A pensioner wearing a baseball cap with the word "Paix" (peace) emblazoned on it said: "Let them be beheaded if need be. While we have to pay for the broken goods, they go around freely in their cars with tinted glass. We have had enough, enough!"

Makeup balloting was also held elsewhere in the troubled former French colony where armed men interfered with Sunday's polling, electoral authorities said.

An unnamed source in the UN peacekeeping force MINUSCA, sent in to quell fighting that has forced 10 percent of the population to flee their homes, reported scattered violence in the north and east of the landlocked country.

Some supporters of the mainly Christian militia known as the "anti-balaka" (anti-machete) also opposed the vote, namely backers of ousted president Francois Bozize, whose candidacy for the upcoming presidential election has been rejected by the constitutional court.

'Historic step'

Late Sunday, UN special envoy Parfait Onanga-Anyanga, praised the voters for their "courage", saying they overcame "all fears and threats" to cast their ballots.

"The Central Africans took a historic step in their march towards greater democracy," he told reporters. 

The UN Security Council was to discuss the situation following the referendum on Monday.

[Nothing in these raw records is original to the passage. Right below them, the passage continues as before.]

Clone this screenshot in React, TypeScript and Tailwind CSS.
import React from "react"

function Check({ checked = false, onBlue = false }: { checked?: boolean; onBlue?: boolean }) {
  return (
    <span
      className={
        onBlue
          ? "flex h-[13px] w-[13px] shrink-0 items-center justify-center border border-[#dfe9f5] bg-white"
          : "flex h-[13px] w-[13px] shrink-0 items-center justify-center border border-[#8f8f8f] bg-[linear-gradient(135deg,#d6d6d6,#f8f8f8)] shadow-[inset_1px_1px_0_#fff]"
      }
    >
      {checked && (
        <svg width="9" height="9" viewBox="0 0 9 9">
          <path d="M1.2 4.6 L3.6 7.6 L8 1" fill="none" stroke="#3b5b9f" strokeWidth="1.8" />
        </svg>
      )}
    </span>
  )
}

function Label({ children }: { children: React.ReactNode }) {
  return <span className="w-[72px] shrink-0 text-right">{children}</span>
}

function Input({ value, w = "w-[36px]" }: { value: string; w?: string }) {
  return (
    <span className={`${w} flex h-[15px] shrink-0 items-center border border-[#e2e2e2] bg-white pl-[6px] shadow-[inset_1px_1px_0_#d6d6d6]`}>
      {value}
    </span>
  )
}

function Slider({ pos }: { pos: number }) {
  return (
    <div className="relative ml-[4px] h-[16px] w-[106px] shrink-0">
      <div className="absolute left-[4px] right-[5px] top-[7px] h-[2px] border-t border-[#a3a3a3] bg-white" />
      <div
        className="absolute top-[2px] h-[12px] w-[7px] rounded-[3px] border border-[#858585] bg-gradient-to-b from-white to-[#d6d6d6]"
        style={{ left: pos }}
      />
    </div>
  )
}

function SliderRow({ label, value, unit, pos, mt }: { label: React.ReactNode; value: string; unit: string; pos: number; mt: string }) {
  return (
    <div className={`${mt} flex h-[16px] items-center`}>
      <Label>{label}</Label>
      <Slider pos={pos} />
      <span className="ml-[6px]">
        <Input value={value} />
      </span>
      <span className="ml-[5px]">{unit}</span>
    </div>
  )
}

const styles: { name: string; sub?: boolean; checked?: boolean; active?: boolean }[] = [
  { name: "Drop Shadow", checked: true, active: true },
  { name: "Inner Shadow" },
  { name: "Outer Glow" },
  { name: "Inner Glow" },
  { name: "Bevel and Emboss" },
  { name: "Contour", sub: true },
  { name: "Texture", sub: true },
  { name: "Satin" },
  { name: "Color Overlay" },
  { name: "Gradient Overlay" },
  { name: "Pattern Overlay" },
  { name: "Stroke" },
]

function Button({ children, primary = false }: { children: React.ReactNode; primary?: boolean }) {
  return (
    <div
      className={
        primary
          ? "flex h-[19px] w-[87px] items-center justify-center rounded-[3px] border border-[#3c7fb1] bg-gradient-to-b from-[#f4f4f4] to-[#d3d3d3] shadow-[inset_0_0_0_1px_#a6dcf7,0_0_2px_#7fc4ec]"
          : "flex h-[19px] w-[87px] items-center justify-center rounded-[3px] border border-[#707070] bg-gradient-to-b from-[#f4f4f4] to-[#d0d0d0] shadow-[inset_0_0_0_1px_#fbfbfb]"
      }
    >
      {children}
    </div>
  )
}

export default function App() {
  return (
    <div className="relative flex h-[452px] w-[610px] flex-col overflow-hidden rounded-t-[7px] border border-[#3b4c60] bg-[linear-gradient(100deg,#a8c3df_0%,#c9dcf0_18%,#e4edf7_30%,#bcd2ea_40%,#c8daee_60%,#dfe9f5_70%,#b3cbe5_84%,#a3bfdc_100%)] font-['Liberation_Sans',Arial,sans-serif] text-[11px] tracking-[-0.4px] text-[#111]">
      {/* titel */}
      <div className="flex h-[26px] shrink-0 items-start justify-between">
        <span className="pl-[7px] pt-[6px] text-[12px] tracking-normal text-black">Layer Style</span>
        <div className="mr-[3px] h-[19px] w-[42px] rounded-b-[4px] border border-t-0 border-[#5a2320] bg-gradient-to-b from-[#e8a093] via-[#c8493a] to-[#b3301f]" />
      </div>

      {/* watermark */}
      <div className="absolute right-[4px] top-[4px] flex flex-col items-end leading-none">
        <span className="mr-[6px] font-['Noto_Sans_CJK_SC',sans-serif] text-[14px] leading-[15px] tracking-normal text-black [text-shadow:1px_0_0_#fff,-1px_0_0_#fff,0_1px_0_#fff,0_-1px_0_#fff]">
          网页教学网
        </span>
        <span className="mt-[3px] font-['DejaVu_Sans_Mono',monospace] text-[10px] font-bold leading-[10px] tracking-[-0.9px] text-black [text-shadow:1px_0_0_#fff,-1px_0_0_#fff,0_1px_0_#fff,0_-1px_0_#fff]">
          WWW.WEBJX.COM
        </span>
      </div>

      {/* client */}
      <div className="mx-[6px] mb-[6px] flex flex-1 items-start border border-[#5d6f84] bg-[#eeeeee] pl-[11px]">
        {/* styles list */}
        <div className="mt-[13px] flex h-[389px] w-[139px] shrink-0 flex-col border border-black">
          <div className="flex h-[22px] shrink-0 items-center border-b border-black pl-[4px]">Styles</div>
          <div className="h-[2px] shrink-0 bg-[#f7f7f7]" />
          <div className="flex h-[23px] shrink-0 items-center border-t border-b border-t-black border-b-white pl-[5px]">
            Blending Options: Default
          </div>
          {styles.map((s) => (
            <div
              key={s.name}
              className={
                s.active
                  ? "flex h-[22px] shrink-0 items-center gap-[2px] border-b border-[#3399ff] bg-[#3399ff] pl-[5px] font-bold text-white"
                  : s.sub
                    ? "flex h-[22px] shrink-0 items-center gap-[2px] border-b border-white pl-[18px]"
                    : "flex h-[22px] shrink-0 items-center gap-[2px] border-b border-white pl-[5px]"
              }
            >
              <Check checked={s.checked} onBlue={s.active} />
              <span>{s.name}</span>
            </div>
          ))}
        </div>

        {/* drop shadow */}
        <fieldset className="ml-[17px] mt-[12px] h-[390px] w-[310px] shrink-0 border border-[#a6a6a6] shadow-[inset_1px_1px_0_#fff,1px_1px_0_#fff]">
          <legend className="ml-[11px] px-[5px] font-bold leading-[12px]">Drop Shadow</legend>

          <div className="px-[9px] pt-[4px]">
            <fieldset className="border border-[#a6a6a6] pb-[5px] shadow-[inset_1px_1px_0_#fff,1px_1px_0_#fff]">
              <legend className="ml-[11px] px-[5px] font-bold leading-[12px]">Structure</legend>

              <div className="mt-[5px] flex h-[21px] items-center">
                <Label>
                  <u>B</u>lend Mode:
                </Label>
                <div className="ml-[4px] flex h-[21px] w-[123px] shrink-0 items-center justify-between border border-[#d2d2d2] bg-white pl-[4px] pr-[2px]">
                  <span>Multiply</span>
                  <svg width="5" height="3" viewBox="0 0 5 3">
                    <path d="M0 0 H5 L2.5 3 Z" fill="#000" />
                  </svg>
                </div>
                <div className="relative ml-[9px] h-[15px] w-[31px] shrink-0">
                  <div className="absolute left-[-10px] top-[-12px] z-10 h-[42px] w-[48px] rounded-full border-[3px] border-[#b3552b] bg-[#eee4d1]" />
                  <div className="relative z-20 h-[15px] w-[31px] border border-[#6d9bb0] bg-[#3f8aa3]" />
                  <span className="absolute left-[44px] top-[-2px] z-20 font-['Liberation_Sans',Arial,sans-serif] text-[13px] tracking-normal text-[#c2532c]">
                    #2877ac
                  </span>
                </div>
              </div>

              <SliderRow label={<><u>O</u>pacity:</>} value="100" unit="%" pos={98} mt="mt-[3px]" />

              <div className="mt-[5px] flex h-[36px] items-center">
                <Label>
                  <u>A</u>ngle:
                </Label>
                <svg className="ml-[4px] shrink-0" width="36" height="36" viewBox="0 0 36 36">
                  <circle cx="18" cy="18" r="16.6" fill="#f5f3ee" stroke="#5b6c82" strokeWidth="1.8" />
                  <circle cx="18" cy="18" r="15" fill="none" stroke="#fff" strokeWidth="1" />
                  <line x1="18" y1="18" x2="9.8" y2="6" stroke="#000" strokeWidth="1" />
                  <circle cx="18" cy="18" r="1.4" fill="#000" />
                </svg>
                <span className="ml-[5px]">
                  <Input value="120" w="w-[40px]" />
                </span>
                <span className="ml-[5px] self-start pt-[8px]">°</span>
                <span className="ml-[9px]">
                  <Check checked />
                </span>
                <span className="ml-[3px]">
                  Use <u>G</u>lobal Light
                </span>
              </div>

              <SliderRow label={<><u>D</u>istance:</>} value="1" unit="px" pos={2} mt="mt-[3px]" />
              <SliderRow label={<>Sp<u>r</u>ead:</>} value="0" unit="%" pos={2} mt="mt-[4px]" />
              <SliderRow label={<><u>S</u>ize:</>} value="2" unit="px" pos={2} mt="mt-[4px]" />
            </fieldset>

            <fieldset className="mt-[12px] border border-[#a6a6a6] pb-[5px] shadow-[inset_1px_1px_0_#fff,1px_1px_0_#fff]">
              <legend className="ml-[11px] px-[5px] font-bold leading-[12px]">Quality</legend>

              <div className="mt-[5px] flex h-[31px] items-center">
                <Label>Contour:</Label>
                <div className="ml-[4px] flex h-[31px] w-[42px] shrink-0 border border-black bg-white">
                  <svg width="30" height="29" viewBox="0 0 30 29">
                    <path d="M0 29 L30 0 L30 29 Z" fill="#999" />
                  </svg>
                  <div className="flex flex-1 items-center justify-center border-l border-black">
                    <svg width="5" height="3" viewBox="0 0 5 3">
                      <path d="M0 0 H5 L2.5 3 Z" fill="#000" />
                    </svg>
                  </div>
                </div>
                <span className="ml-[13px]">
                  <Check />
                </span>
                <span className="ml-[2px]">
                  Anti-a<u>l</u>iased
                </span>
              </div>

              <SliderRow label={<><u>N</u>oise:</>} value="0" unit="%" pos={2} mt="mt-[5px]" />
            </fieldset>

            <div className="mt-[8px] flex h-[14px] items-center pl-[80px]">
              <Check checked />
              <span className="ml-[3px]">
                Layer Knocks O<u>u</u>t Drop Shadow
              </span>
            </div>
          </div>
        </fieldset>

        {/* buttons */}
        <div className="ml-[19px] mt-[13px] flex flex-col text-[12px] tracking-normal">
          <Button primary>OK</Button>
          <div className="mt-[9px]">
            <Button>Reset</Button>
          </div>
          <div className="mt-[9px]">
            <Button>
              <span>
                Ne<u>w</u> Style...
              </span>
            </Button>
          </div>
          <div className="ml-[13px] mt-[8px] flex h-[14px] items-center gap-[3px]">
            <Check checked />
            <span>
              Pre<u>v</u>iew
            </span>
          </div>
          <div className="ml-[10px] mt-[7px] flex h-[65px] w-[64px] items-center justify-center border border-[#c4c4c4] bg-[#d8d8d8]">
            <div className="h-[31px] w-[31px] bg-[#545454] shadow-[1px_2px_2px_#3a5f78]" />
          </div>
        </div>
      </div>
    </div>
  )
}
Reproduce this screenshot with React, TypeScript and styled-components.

The vote is seen as a test run for presidential and parliamentary elections set for December 27 to end more than two years of conflict between the Muslim and Christian militias.

The proposed constitution would limit presidential tenure to two terms, fight institutional corruption and rein in the armed militias, blamed for years of chaos and terror.

If adopted, it would usher in the sixth republic since independence from France in 1960 and mark the 13th political regime in a country notorious for its chronic instability.

Results are expected in the next two days.

Unrest has forced the impoverished country to postpone elections repeatedly despite intense international pressure to hold them.

The Central African Republic plunged into its worst crisis since independence after Bozize was ousted by rebels from the Seleka force in March 2013, triggering a wave of tit-for-tat violence with "anti-balaka" militias.